===== Stored data =====

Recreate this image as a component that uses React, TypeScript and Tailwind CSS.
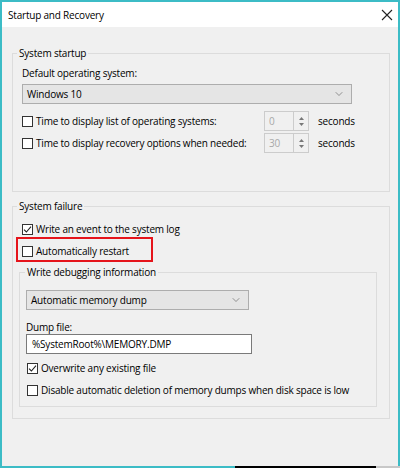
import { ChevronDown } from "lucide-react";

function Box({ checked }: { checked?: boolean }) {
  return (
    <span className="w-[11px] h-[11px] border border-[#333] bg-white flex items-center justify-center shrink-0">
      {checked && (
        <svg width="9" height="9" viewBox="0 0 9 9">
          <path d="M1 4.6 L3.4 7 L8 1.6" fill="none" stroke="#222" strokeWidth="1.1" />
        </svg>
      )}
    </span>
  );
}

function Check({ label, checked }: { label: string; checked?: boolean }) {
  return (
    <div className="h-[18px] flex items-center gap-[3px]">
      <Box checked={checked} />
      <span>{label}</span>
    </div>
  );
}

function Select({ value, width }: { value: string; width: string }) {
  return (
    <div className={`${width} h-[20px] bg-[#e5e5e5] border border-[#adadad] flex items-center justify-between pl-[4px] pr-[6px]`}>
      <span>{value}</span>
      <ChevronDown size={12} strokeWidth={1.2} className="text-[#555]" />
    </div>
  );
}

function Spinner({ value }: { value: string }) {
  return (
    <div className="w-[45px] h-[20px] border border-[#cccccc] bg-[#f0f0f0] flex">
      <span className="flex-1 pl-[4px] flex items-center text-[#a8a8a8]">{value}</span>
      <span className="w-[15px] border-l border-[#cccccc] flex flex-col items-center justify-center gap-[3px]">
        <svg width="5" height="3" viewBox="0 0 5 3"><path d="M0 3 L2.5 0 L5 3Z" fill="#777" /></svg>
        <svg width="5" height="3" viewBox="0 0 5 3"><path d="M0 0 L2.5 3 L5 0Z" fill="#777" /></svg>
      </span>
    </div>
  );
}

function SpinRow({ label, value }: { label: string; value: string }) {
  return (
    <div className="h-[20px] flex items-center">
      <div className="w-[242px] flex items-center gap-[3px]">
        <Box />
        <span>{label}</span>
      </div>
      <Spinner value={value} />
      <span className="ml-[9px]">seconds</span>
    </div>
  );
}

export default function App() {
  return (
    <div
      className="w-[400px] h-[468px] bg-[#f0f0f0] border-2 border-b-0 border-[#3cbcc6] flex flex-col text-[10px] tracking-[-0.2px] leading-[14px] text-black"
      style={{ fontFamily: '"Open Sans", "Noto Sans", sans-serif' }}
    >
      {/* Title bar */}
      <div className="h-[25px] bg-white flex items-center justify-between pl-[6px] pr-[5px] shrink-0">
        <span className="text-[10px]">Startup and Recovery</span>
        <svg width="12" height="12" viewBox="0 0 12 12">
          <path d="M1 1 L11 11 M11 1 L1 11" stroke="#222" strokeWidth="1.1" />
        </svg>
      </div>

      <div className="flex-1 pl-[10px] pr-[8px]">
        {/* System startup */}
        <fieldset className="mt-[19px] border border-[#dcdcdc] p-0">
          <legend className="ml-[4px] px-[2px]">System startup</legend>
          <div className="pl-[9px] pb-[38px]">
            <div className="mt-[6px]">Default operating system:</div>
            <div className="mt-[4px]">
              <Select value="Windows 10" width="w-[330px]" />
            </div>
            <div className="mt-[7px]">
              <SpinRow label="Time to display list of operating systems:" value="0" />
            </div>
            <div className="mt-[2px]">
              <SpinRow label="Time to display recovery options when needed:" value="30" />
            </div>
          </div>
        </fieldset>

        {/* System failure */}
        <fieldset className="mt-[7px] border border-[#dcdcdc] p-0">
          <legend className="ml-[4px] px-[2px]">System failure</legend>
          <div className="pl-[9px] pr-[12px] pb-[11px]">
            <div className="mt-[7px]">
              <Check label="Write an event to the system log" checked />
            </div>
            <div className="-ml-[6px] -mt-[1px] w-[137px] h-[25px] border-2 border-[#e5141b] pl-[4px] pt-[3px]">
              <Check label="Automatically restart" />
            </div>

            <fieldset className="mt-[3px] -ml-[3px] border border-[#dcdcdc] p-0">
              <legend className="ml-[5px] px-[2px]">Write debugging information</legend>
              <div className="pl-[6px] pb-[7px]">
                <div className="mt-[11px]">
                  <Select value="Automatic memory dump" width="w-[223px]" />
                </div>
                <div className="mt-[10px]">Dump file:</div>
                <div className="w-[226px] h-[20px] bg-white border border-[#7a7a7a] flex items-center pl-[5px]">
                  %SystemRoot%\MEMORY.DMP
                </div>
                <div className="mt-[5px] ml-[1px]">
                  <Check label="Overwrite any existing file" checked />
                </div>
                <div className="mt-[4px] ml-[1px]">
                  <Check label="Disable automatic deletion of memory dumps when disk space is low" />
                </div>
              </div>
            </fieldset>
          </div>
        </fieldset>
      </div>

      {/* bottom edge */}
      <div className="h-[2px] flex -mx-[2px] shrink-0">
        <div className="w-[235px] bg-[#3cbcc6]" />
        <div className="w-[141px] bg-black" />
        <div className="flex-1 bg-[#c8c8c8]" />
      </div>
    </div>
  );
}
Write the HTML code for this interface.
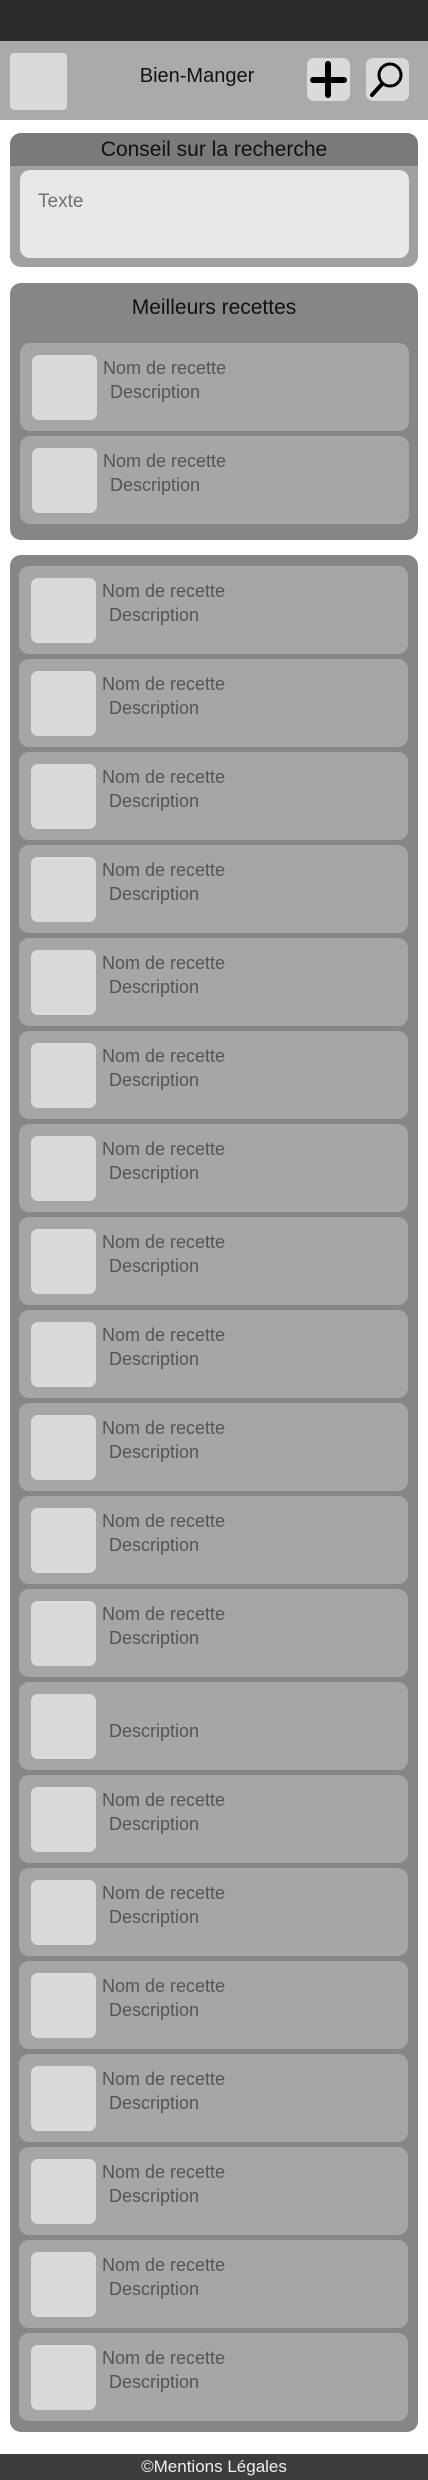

=====

Objective: Repeat the listing verbatim. Skip the pictures.

Finished answer:
Recreate this image as a component that uses React, TypeScript and Tailwind CSS.
import { ChevronDown } from "lucide-react";

function Box({ checked }: { checked?: boolean }) {
  return (
    <span className="w-[11px] h-[11px] border border-[#333] bg-white flex items-center justify-center shrink-0">
      {checked && (
        <svg width="9" height="9" viewBox="0 0 9 9">
          <path d="M1 4.6 L3.4 7 L8 1.6" fill="none" stroke="#222" strokeWidth="1.1" />
        </svg>
      )}
    </span>
  );
}

function Check({ label, checked }: { label: string; checked?: boolean }) {
  return (
    <div className="h-[18px] flex items-center gap-[3px]">
      <Box checked={checked} />
      <span>{label}</span>
    </div>
  );
}

function Select({ value, width }: { value: string; width: string }) {
  return (
    <div className={`${width} h-[20px] bg-[#e5e5e5] border border-[#adadad] flex items-center justify-between pl-[4px] pr-[6px]`}>
      <span>{value}</span>
      <ChevronDown size={12} strokeWidth={1.2} className="text-[#555]" />
    </div>
  );
}

function Spinner({ value }: { value: string }) {
  return (
    <div className="w-[45px] h-[20px] border border-[#cccccc] bg-[#f0f0f0] flex">
      <span className="flex-1 pl-[4px] flex items-center text-[#a8a8a8]">{value}</span>
      <span className="w-[15px] border-l border-[#cccccc] flex flex-col items-center justify-center gap-[3px]">
        <svg width="5" height="3" viewBox="0 0 5 3"><path d="M0 3 L2.5 0 L5 3Z" fill="#777" /></svg>
        <svg width="5" height="3" viewBox="0 0 5 3"><path d="M0 0 L2.5 3 L5 0Z" fill="#777" /></svg>
      </span>
    </div>
  );
}

function SpinRow({ label, value }: { label: string; value: string }) {
  return (
    <div className="h-[20px] flex items-center">
      <div className="w-[242px] flex items-center gap-[3px]">
        <Box />
        <span>{label}</span>
      </div>
      <Spinner value={value} />
      <span className="ml-[9px]">seconds</span>
    </div>
  );
}

export default function App() {
  return (
    <div
      className="w-[400px] h-[468px] bg-[#f0f0f0] border-2 border-b-0 border-[#3cbcc6] flex flex-col text-[10px] tracking-[-0.2px] leading-[14px] text-black"
      style={{ fontFamily: '"Open Sans", "Noto Sans", sans-serif' }}
    >
      {/* Title bar */}
      <div className="h-[25px] bg-white flex items-center justify-between pl-[6px] pr-[5px] shrink-0">
        <span className="text-[10px]">Startup and Recovery</span>
        <svg width="12" height="12" viewBox="0 0 12 12">
          <path d="M1 1 L11 11 M11 1 L1 11" stroke="#222" strokeWidth="1.1" />
        </svg>
      </div>

      <div className="flex-1 pl-[10px] pr-[8px]">
        {/* System startup */}
        <fieldset className="mt-[19px] border border-[#dcdcdc] p-0">
          <legend className="ml-[4px] px-[2px]">System startup</legend>
          <div className="pl-[9px] pb-[38px]">
            <div className="mt-[6px]">Default operating system:</div>
            <div className="mt-[4px]">
              <Select value="Windows 10" width="w-[330px]" />
            </div>
            <div className="mt-[7px]">
              <SpinRow label="Time to display list of operating systems:" value="0" />
            </div>
            <div className="mt-[2px]">
              <SpinRow label="Time to display recovery options when needed:" value="30" />
            </div>
          </div>
        </fieldset>

        {/* System failure */}
        <fieldset className="mt-[7px] border border-[#dcdcdc] p-0">
          <legend className="ml-[4px] px-[2px]">System failure</legend>
          <div className="pl-[9px] pr-[12px] pb-[11px]">
            <div className="mt-[7px]">
              <Check label="Write an event to the system log" checked />
            </div>
            <div className="-ml-[6px] -mt-[1px] w-[137px] h-[25px] border-2 border-[#e5141b] pl-[4px] pt-[3px]">
              <Check label="Automatically restart" />
            </div>

            <fieldset className="mt-[3px] -ml-[3px] border border-[#dcdcdc] p-0">
              <legend className="ml-[5px] px-[2px]">Write debugging information</legend>
              <div className="pl-[6px] pb-[7px]">
                <div className="mt-[11px]">
                  <Select value="Automatic memory dump" width="w-[223px]" />
                </div>
                <div className="mt-[10px]">Dump file:</div>
                <div className="w-[226px] h-[20px] bg-white border border-[#7a7a7a] flex items-center pl-[5px]">
                  %SystemRoot%\MEMORY.DMP
                </div>
                <div className="mt-[5px] ml-[1px]">
                  <Check label="Overwrite any existing file" checked />
                </div>
                <div className="mt-[4px] ml-[1px]">
                  <Check label="Disable automatic deletion of memory dumps when disk space is low" />
                </div>
              </div>
            </fieldset>
          </div>
        </fieldset>
      </div>

      {/* bottom edge */}
      <div className="h-[2px] flex -mx-[2px] shrink-0">
        <div className="w-[235px] bg-[#3cbcc6]" />
        <div className="w-[141px] bg-black" />
        <div className="flex-1 bg-[#c8c8c8]" />
      </div>
    </div>
  );
}
Write the HTML code for this interface.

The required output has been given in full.